Their names are known throughout the world by millions of adoring fans, they are attractive, sometimes they are even genuinely talented, they are often absurdly wealthy – and for just a few million more, one of them might be willing to lend their gorgeous, famous face to a company or brand.
However, only major corporations with massive advertising budgets can afford to hire celebrities to become their brand ambassadors.

“Unfortunately, not all companies are in a position to afford Brad Pitt – like Chanel was. And I bet it cost Nespresso far more than a cup of coffee to get George Clooney to flash his movie star grin in their TV spots,” says Dayle Wheeler, founder of ModernBusiness.

“Of course, in rare cases, the CEO of the company also reaches almost cult-like celebrity status, such as the late Steve Jobs of Apple. Not only did he front a company with innovative and beautifully designed products – which certainly helped his cause – but he actually managed to make being a geek cool. Before long, consumers believed that the entire Apple brand was cool.”

But what is the average small-to-medium enterprise (SME) to do then if it does not have a major ad budget or a celebrity CEO? How should such a company go about trying to establish a name for itself, its service, or product?

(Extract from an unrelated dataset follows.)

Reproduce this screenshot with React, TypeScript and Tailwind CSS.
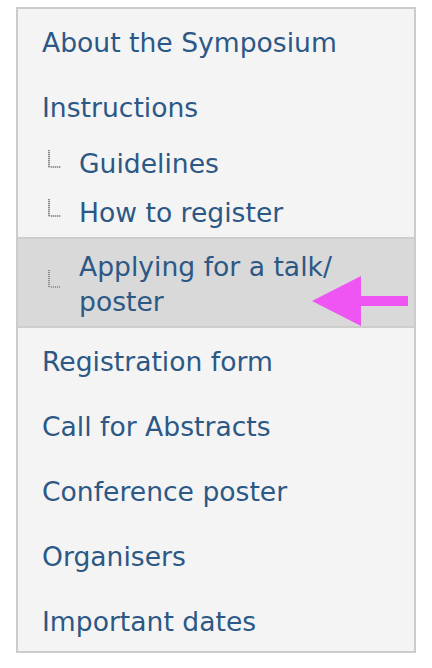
import React from 'react'

const font = { fontFamily: '"DejaVu Sans", Verdana, sans-serif' }

function TreeIcon() {
  // dotted elbow shown before sub items
  const dots = []
  for (let y = 0; y < 17; y += 2) dots.push(<rect key={'v' + y} x={0} y={y} width={2} height={1} fill="#8a8a8a" />)
  for (let x = 3; x <= 11; x += 2) dots.push(<rect key={'h' + x} x={x} y={16} width={1} height={2} fill="#999999" />)
  return (
    <svg width="13" height="18" viewBox="0 0 13 18" className="shrink-0">
      <rect x={0} y={0} width={2} height={18} fill="#d2d2d2" />
      <rect x={0} y={16} width={13} height={2} fill="#d2d2d2" />
      {dots}
    </svg>
  )
}

function TopItem({ label }: { label: string }) {
  return <div className="px-6 pt-4 pb-[14px] leading-[35px]">{label}</div>
}

function SubItem({ children, active }: { children: React.ReactNode; active?: boolean }) {
  return (
    <div
      className={
        active
          ? 'relative flex items-start pl-[30px] pr-6 pt-[10px] pb-[7px] leading-[35px] bg-[#d9d9d9] border-y-2 border-[#cdcdcd]'
          : 'flex items-start pl-[30px] pr-6 py-[7px] leading-[35px]'
      }
    >
      <div className={active ? 'w-[31px] pt-[21px]' : 'w-[31px] pt-[4px]'}>
        <TreeIcon />
      </div>
      <div>{children}</div>
      {active && (
        <svg className="absolute left-[294px] top-[37px]" width="98" height="50" viewBox="0 0 98 50">
          <polygon points="0,25 49,0 49,20 96,20 96,30 49,30 49,50" fill="#ee55f2" />
        </svg>
      )}
    </div>
  )
}

export default function App() {
  return (
    <div className="w-[432px] h-[668px] bg-white pt-[7px] pl-4" style={font}>
      <div className="w-[400px] h-[646px] border-2 border-[#cccccc] bg-[#f4f4f4] text-[26.6px] text-[#2c5885]">
        <TopItem label="About the Symposium" />
        <TopItem label="Instructions" />
        <SubItem>Guidelines</SubItem>
        <SubItem>How to register</SubItem>
        <SubItem active>
          Applying for a talk/
          <br />
          poster
        </SubItem>
        <TopItem label="Registration form" />
        <TopItem label="Call for Abstracts" />
        <TopItem label="Conference poster" />
        <TopItem label="Organisers" />
        <TopItem label="Important dates" />
      </div>
    </div>
  )
}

Wheeler says companies already have their most valuable advertising assets: their own employees.

“Marketing needs to happen from the inside out, and your workers are your company’s best brand ambassadors,” he says. “They are essential to conveying your brand’s message to the world.”

A great way to accomplish this is through enterprise social networking (ESN), says Wheeler. “ESN, which is basically internal social networking on a platform where ideas can be shared between employees working across various departments, is catching on worldwide as companies realise how much value it holds in terms of fostering collaboration and innovation,” Wheeler explains.

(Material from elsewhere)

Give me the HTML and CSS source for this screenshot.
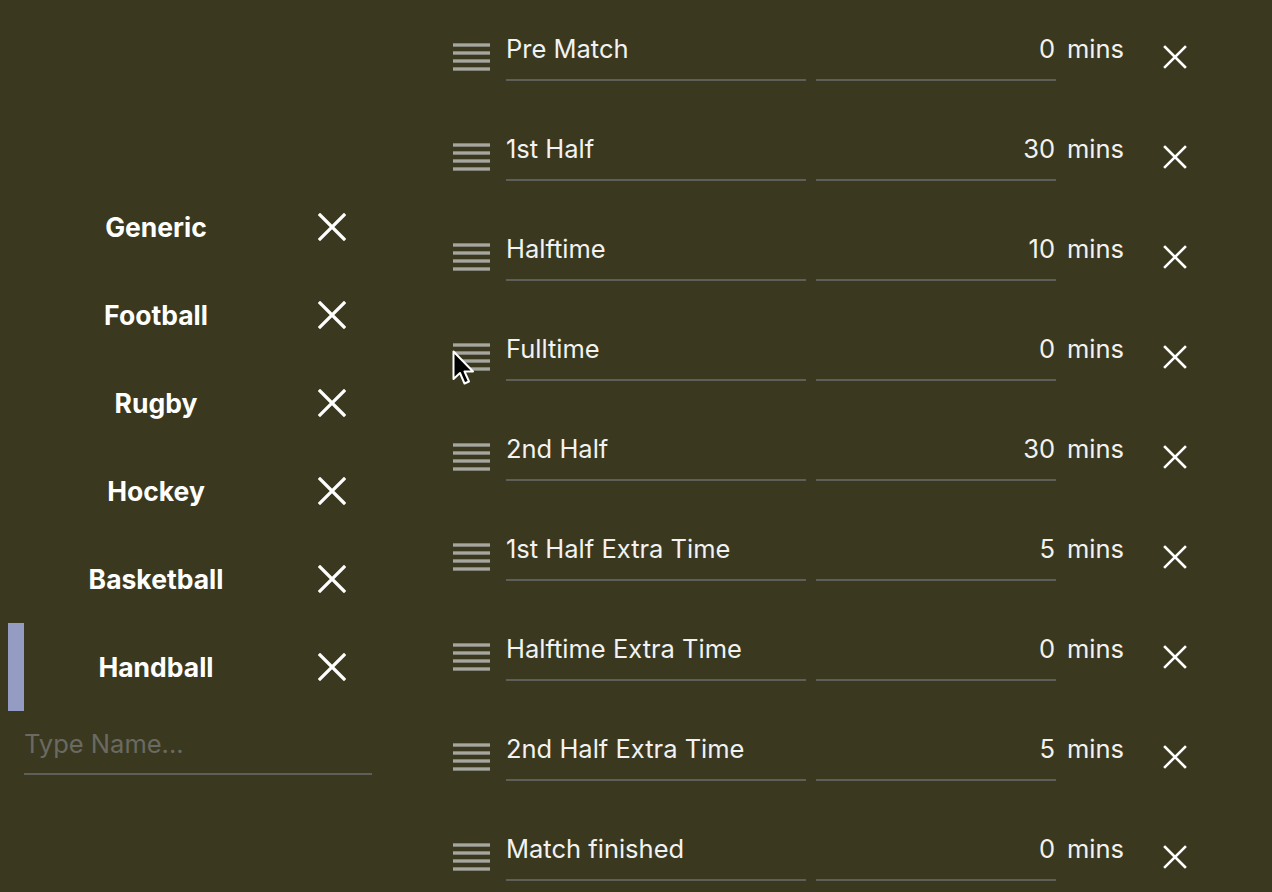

Wheeler, who has launched an ESN – aptly called “ideas” – says apart from sharing information companywide, ESN also allows your company’s marketing department to ‘test-drive’ campaigns among co-workers first before sending it out into the world.

Even those major corporations that do have huge ad budgets are realising this. In order to win back consumer trust in financial institutions following the major banking crashes on Wall Street in recent years, one
Fortune 250 insurance and annuities firm in the US, Lincoln Financial, rolled out a TV campaign during Thanksgiving last year.

Called “You’re In Charge”, the empowering message they hoped to convey was to let consumers know that they are in charge of their own financial futures.

Before publically launching the campaign, Lincoln Financial empowered its employees too. It enlisted the help of some of their employees to spread the campaign at its various operations across the US.

Not only did the tactic serve to spread the word among workers and get them enthusiastic about the campaign, but it simultaneously allowed the company’s marketers to “kick the tyres” and evaluate the effectiveness of the campaign, allowing them to tweak it and iron out any possible wrinkles before the public reveal.

“Getting employees directly involved in something as crucial as your company’s brand image empowers them,” says Wheeler. “This in turn will strengthen the entire company, because when your employees genuinely believe in the product or idea they are selling, consumers will buy it too.”